Preface by Paul B. Fenske and Paul Lambourne Higgins
Introduction by William V. Rauscher
Acknowledgments

1. His Life ... As Ford Remembered It
2. The Trance State and Ford's Spirit-Control, "Fletcher"
3. Ford Responds: His Last Formal Interview
4 Ford and Houdini
5. Bishop Pike and Ford on Television
6. Ford and Contemporary American Psychics - Eileen Garrett and Edgar Cayce
7. Clem Tamburrino, Ford's "Man-Friday," and Ford as Healer
8. Arthur Ford Returns
9. Ford's Thought and Advice Spawns Spiritual Frontiers Fellowship and the Academy of Religion and Psychical Research
10. Four Faces of Ford by Marcus Bach
11. Forty Faces Around Ford
12. Ford Was Well-Received Abroad
13. The Sole Theme of Ford's Mediumship - Spirit Survival of Physical Death Is True
14. Ford's Historical Search for a Philosophy of the Afterlife
15. Survival Research in Action
16. Ford Writes, Lectures, and Preaches
17. Ford is Remembered and Eulogized

Books by and about Arthur Ford
Publication Permissions
Index of Names

Excerpt

One day in 1924 when I was in trance an invisible personality announced himself as Fletcher and said that henceforth he would be my permanent assistant on the unseen plane. Just that simply our partnership began. Fletcher said he was able to work efficiently with me because he had the right energy pitch or frequency for establishing and maintaining contact. It was years before I had anything like a consistent notion of what he was talking about, but I was delighted that I was to have a dependable colleague who would appear whenever I went into trance and act as interlocutor between the invisible and visible visitors who came to talk together through my intermediacy. Such a partner is commonly called a "control." Of course it was not I to whom Fletcher spoke directly; he announced himself to a friend of mine who was having the sitting - "Tell Ford that I am to be his control and that I go by the name of Fletcher."

At the next sitting my friend asked him, for me, who he was and for what personal reason he had attached himself to me in this helpful manner. Fletcher then explained that he was one of the French Canadian boys who had lived across the river from my home in Fort Pierce. He wished to use his middle name, Fletcher, he said, in order to save his family possible embarrassment because they were Roman Catholics and had certain ideas of the hereafter which did not exactly fit with what he had found. They might even be disturbed, he said, to know that he had not found heaven to be inhabited exclusively by persons of his own faith; indeed, he himself had at first been very much surprised. He said further, that after the family left Fort Pierce he had grown up in Canada, had enlisted in the World War and had been killed in action. He named his company and the place of his death; also he gave the address of his family.

I wrote to the family, asking after various members, including this boy, but not mentioning of course that I had heard from him directly. One of the boys answered, telling me of his brother's death, corroborating Fletcher's statement as to time and place. So I accepted Fletcher at his (invisible) face value. At times, however, I do see him and always as a young man. Sometimes when I am giving a public demonstration and am not actually in trance, his face appears vividly before me.

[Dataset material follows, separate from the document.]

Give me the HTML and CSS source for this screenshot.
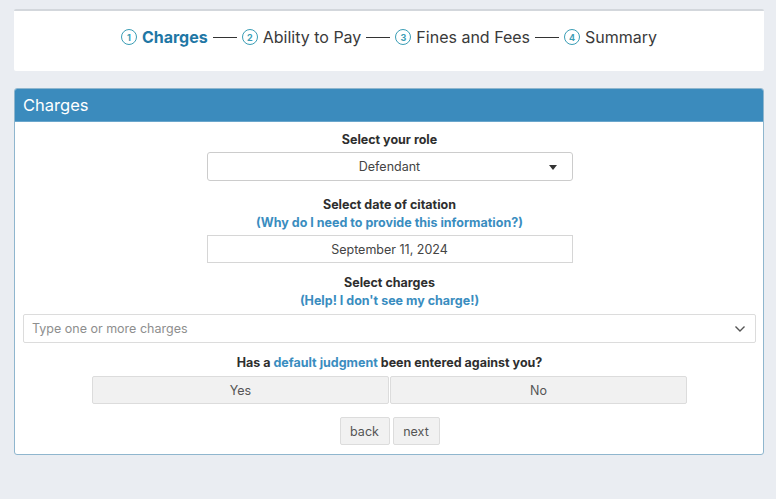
FILE: index.html
```html
<!DOCTYPE html>
<html>
<head>
<meta charset="utf-8">
<link rel="stylesheet" href="styles.css">
</head>
<body>
<div class="page">
  <div class="steps-card">
    <div class="steps">
      <span class="step active"><span class="num">1</span><span class="step-label">Charges</span></span>
      <span class="dash"></span>
      <span class="step"><span class="num">2</span><span class="step-label">Ability to Pay</span></span>
      <span class="dash"></span>
      <span class="step"><span class="num">3</span><span class="step-label">Fines and Fees</span></span>
      <span class="dash"></span>
      <span class="step"><span class="num">4</span><span class="step-label">Summary</span></span>
    </div>
  </div>

  <div class="panel">
    <div class="panel-head">Charges</div>
    <div class="panel-body">
      <div class="label first">Select your role</div>
      <div class="select">
        <span>Defendant</span>
        <span class="caret"></span>
      </div>

      <div class="label gap-lg">Select date of citation</div>
      <a class="help">(Why do I need to provide this information?)</a>
      <div class="input">September 11, 2024</div>

      <div class="label gap-md">Select charges</div>
      <a class="help">(Help! I don't see my charge!)</a>
      <div class="multi">
        <span class="placeholder">Type one or more charges</span>
        <svg class="chev" width="12" height="8" viewBox="0 0 12 8"><path d="M1.5 1.5 L6 6 L10.5 1.5" fill="none" stroke="#555" stroke-width="1.4"/></svg>
      </div>

      <div class="label gap-md">Has a <span class="link">default judgment</span> been entered against you?</div>
      <div class="yesno">
        <div class="btn wide">Yes</div>
        <div class="btn wide">No</div>
      </div>

      <div class="nav">
        <div class="btn small back">back</div>
        <div class="btn small next">next</div>
      </div>
    </div>
  </div>
</div>
</body>
</html>
```

FILE: styles.css
```css
* { box-sizing: border-box; }
html, body { margin: 0; padding: 0; }
body {
  background: #eaedf2;
  font-family: Inter, "Open Sans", "DejaVu Sans", sans-serif;
  color: #333;
}
.page {
  width: 750px;
  margin-left: 14px;
  padding-top: 9px;
}
.steps-card {
  background: #fff;
  border-top: 2px solid #d3d7dc;
  height: 62px;
  display: flex;
  align-items: flex-start;
  justify-content: center;
  padding-top: 16px;
  border-radius: 2px;
}
.steps {
  display: flex;
  align-items: center;
  font-size: 16px;
  line-height: 20px;
  color: #3a3a3a;
  margin-left: 0;
}
.step {
  display: flex;
  align-items: center;
}
.num {
  width: 16px;
  height: 16px;
  border: 1.5px solid #3a9db5;
  border-radius: 50%;
  color: #3a9db5;
  font-size: 9px;
  font-weight: 700;
  line-height: 1;
  display: flex;
  align-items: center;
  justify-content: center;
  margin-right: 5px;
}
.step.active .step-label {
  color: #1f77a5;
  font-weight: 700;
}
.dash {
  width: 24px;
  height: 1px;
  background: #333;
  margin: 0 5px;
}
.panel {
  margin-top: 17px;
  border: 1px solid #8fb6ce;
  border-radius: 3px;
  background: #fff;
  overflow: hidden;
}
.panel-head {
  background: #3b8bbd;
  color: #fff;
  height: 33px;
  font-size: 16.5px;
  line-height: 32px;
  padding-left: 8px;
  border-bottom: 1px solid #6aa6cc;
}
.panel-body {
  padding: 10px 7px 9px 8px;
  display: flex;
  flex-direction: column;
  align-items: center;
}
.label {
  font-size: 12.5px;
  font-weight: 700;
  line-height: 16px;
  color: #2e2e2e;
  text-align: center;
}
.label.gap-lg { margin-top: 16px; }
.label.gap-md { margin-top: 12px; }
.help, .link {
  color: #3a8dbf;
  font-weight: 700;
}
.help {
  font-size: 12.5px;
  line-height: 17px;
  margin-top: 1px;
  text-decoration: none;
}
.select, .input {
  width: 366px;
  border: 1px solid #ccc;
  border-radius: 3px;
  font-size: 12.5px;
  color: #444;
  display: flex;
  align-items: center;
  justify-content: center;
  position: relative;
}
.select {
  height: 29px;
  margin-top: 4px;
}
.caret {
  position: absolute;
  right: 15px;
  top: 12px;
  width: 0;
  height: 0;
  border-left: 4px solid transparent;
  border-right: 4px solid transparent;
  border-top: 5px solid #333;
}
.input {
  height: 28px;
  margin-top: 4px;
  border-radius: 0;
  border-color: #d6d6d6;
}
.multi {
  width: 100%;
  height: 29px;
  margin-top: 5px;
  border: 1px solid #dcdcdc;
  border-radius: 2px;
  display: flex;
  align-items: center;
  justify-content: space-between;
  padding: 0 9px 0 8px;
}
.placeholder {
  font-size: 12.5px;
  color: #8e8e8e;
}
.yesno {
  display: flex;
  gap: 1px;
  margin-top: 5px;
}
.btn {
  background: #f1f1f1;
  border: 1px solid #dcdcdc;
  border-radius: 2px;
  font-size: 12.5px;
  color: #555;
  display: flex;
  align-items: center;
  justify-content: center;
  height: 28px;
}
.btn.wide { width: 297px; }
.nav {
  display: flex;
  gap: 3px;
  margin-top: 13px;
}
.btn.back { width: 50px; }
.btn.next { width: 47px; }
```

We soon had a fine working partnership. When I wish to go into trance I lie down on a couch or lean back in a comfortable chair and breathe slowly and rhythmically until I feel an in-drawing of energy at the solar plexus. Then I focus my attention on Fletcher's face, as I have come to know it, until gradually I feel as if his face presses into my own at which instant there is a sense of shock somewhat as if I were passing out. Then I lose consciousness, appearing to be asleep. My body is in a state of sleep and when I waken at the end of a session I feel as if I had had a good nap.

As soon as I am in trance, Fletcher announces his arrival to the sitters in the room by saying "hello" in a slightly French-Canadian accent. Obviously it is my speaking equipment he is using, and for the most part my vocabulary. Sometimes he uses words given him by discarnates but the fact that he catches an impressive word does not mean he can pronounce it correctly. Sometimes he spells out a specialized word as it is apparently being spelled to him; at other times he attempts two or three pronunciations until he seems to get an inner nod of approval that he has said the word correctly.

During the first moments of the trance Fletcher appears to size up the sitters. He may comment upon their geographic derivation. "You come from my part of the country." "I see you've just flown in from the west coast." "You seem to be quite a traveler." Or he may say, "You're a chemist." "You spend a lot of time at an easel." "Another preacher tonight." Or perhaps, "The worried man in the corner." "The woman with a pencil." He has even been known to correct the spelling of a sitter on the opposite side of the room from the sleeping medium. He may ask the first names of the sitters and perhaps add, "The middle initial is X; that's an odd one."